ISLAMABAD, (Reuters) – Former Pakistani prime minister Benazir Bhutto’s party said on Thursday that police had arrested thousands of its activists overnight, hours after U.S. President George W. Bush urged President Pervez Musharraf to hold elections and quit as army chief.
Police had already detained hundreds of lawyers and other opposition figures and supporters since General Musharraf imposed emergency rule and suspended the constitution on Saturday. “They have raided homes of our activists across Punjab throughout the night. The number of people arrested is now in the thousands,” said Farzana Raja, a party spokeswoman in the Punjab province.
Aftab Cheema, a senior police officer in Lahore, confirmed that 150 PPP activists had been picked up in the provincial capital and similar action was being taken elsewhere in Punjab.
Bhutto’s Pakistan People’s Party plans to hold a public meeting in Rawalpindi, adjoining the capital Islamabad, on Friday to protest over emergency rule. Bhutto has threatened a mass motorcade from Lahore on Nov. 13 unless Musharraf backs down.
Police have warned the party that rallies are banned. “All kind of rallies have been banned because we have reports from intelligence agencies that 7 to 8 suicide bombers have sneaked into Punjab,” Saud Aziz, Rawalpindi police chief, told Reuters. “We don’t want a repeat of the Karachi incident,” he said, referring to a suicide attack last month in the southern city during a procession to mark Bhutto’s homecoming after eight years of self-imposed exile. At least 139 people were killed.
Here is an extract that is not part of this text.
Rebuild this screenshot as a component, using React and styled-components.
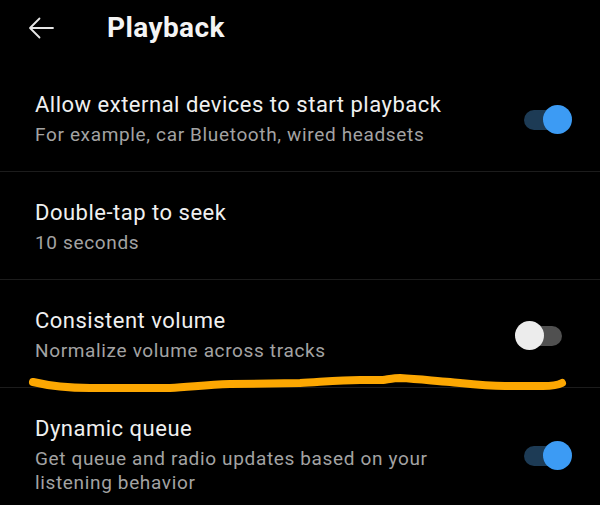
import React from 'react'
import styled, { createGlobalStyle } from 'styled-components'

const GlobalStyle = createGlobalStyle`
  html, body {
    margin: 0;
    padding: 0;
    background: #000;
  }
  body {
    font-family: Roboto, "Noto Sans", sans-serif;
    -webkit-font-smoothing: antialiased;
  }
`

const settings = [
  {
    title: 'Allow external devices to start playback',
    sub: 'For example, car Bluetooth, wired headsets',
    toggle: true,
  },
  { title: 'Double-tap to seek', sub: '10 seconds' },
  {
    title: 'Consistent volume',
    sub: 'Normalize volume across tracks',
    toggle: false,
  },
  {
    title: 'Dynamic queue',
    sub: 'Get queue and radio updates based on your listening behavior',
    toggle: true,
  },
]

const BackArrow = () => (
  <svg width="26" height="22" viewBox="0 0 26 22" fill="none">
    <path
      d="M25 11H2.5M11.5 1.5L2 11l9.5 9.5"
      stroke="#e6e6e6"
      strokeWidth="1.8"
      strokeLinecap="round"
      strokeLinejoin="round"
    />
  </svg>
)

const Scribble = () => (
  <ScribbleSvg width="600" height="30" viewBox="0 365 600 30">
    <path
      d="M33 382 C 50 386, 70 388, 90 388 L 170 388 C 190 387, 205 385, 230 384 L 300 383 C 320 382, 340 380, 360 380 L 383 380 C 390 379, 395 378, 400 378 C 420 379, 435 381, 450 382 C 470 384, 485 386, 505 386 L 543 386 C 553 386, 558 385, 562 383"
      stroke="#fca702"
      strokeWidth="8"
      strokeLinecap="round"
      strokeLinejoin="round"
      fill="none"
    />
  </ScribbleSvg>
)

const App = () => {
  return (
    <Screen>
      <GlobalStyle />
      <Header>
        <BackButton>
          <BackArrow />
        </BackButton>
        <HeaderTitle>Playback</HeaderTitle>
      </Header>
      <List>
        {settings.map((s, i) => (
          <Row key={s.title} $first={i === 0}>
            <TextCol>
              <Title>{s.title}</Title>
              <Sub>{s.sub}</Sub>
            </TextCol>
            {s.toggle !== undefined && <Switch $on={s.toggle} />}
          </Row>
        ))}
        <Scribble />
      </List>
    </Screen>
  )
}

export default App

const Screen = styled.div`
  width: 600px;
  height: 505px;
  overflow: hidden;
  background: #000;
  color: #f1f1f1;
`

const Header = styled.div`
  height: 56px;
  padding: 0 0 8px 28px;
  display: flex;
  align-items: center;
`

const BackButton = styled.div`
  width: 26px;
  display: flex;
  align-items: center;
  margin-right: 53px;
`

const HeaderTitle = styled.h1`
  margin: 0;
  font-size: 28px;
  line-height: 32px;
  font-weight: 700;
  letter-spacing: 0.4px;
  color: #f4f4f4;
`

const List = styled.div`
  position: relative;
`

const ScribbleSvg = styled.svg`
  position: absolute;
  left: 0;
  top: 301px;
  pointer-events: none;
`

const Row = styled.div`
  display: flex;
  align-items: center;
  gap: 40px;
  padding: 27px 28px 24px 35px;
  border-top: ${(p) => (p.$first ? 'none' : '1px solid #1c1c1c')};
`

const TextCol = styled.div`
  flex: 1;
  min-width: 0;
`

const Title = styled.div`
  font-size: 22px;
  line-height: 28px;
  letter-spacing: 0.5px;
  color: #f0f0f0;
`

const Sub = styled.div`
  margin-top: 4px;
  font-size: 19px;
  line-height: 24px;
  letter-spacing: 0.65px;
  color: #a3a3a3;
`

const Switch = styled.div`
  position: relative;
  flex: none;
  width: 57px;
  height: 29px;

  &::before {
    content: '';
    position: absolute;
    left: 9px;
    right: 10px;
    top: 5px;
    height: 20px;
    border-radius: 10px;
    background: ${(p) => (p.$on ? '#1d3b55' : '#505050')};
  }

  &::after {
    content: '';
    position: absolute;
    top: 0;
    left: ${(p) => (p.$on ? '28px' : '0')};
    width: 29px;
    height: 29px;
    border-radius: 50%;
    background: ${(p) => (p.$on ? '#3c9bf4' : '#ececec')};
  }
`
The Karachi stock market fell 1.8 percent by early afternoon on Thursday as Bhutto’s protest threat stoked uncertainty.
The market had held steady for a couple of days after a fall of 4.6 percent on Monday in reaction to the emergency, and the benchmark index is now around 10 percent off its historic high reached on Oct. 22.
Bush spoke directly with Musharraf overnight for the first time since the ruler of nuclear-armed Pakistan imposed the state of emergency, citing a hostile judiciary and rising militancy.
The United States had hoped Bhutto would share power with Musharraf after elections due in January, but the imposition of the emergency left U.S. policy toward Pakistan in disarray, as Musharraf has been a valued asset in the fight against al Qaeda and the Taliban.
“I had a very frank discussion with him,” Bush said of Musharraf. “My message was that we believe strongly in elections and that you ought to have elections soon and you need to take off your uniform. You can’t be the president and the head of the military at the same time,” Bush told a news conference.
The Pakistani government gave its own account of the call. “President Bush showed understanding when the president
informed him about the difficult circumstances that led to the proclamation of emergency in the country,” the Ministry of Foreign Affairs said in a statement. “President Bush praised President Musharraf’s leadership and Pakistan’s critical role in fighting terrorism and extremism,” it added, saying that Musharraf in any case planned to return to democratic rule and hold early elections.
Pakistan government officials have said the January elections would be held on time. But Musharraf, who took power in a 1999 coup, has yet to personally confirm this.
Washington has said it will review aid to Pakistan, which has totalled nearly $10 billion since the Sept. 11, 2001 attacks.
A senior Pentagon general said the U.S. military was worried about the security of Pakistan’s nuclear weapons after the imposition of emergency rule. “Any time there is a nation that has nuclear weapons that has experienced a situation such as Pakistan is at present, that is a primary concern,” Lieutenant General Carter Ham, director of operations for the U.S. Joint Chiefs of Staff, told reporters.
Musharraf’s main motive in imposing emergency rule and suspending the constitution appears to have been the removal of judges viewed as hostile to the government, analysts say.
Ousted chief justice Iftikhar Chaudhry is being held incommunicado at his residence in Islamabad.
The Supreme Court had been hearing challenges to the legality of Musharraf’s Oct. 6 re-election by parliament while still army chief. Fears the decision could have gone against the general were believed to have been the main reason for his move.
The United States and Britain were joined by the 27-nation European Union in urging Musharraf to release all political detainees, including members of the judiciary, relax media curbs, and seek reconciliation with political opponents.
Britain has warned Pakistan that it could face suspension from the Commonwealth unless Musharraf ends emergency rule and holds free and fair elections.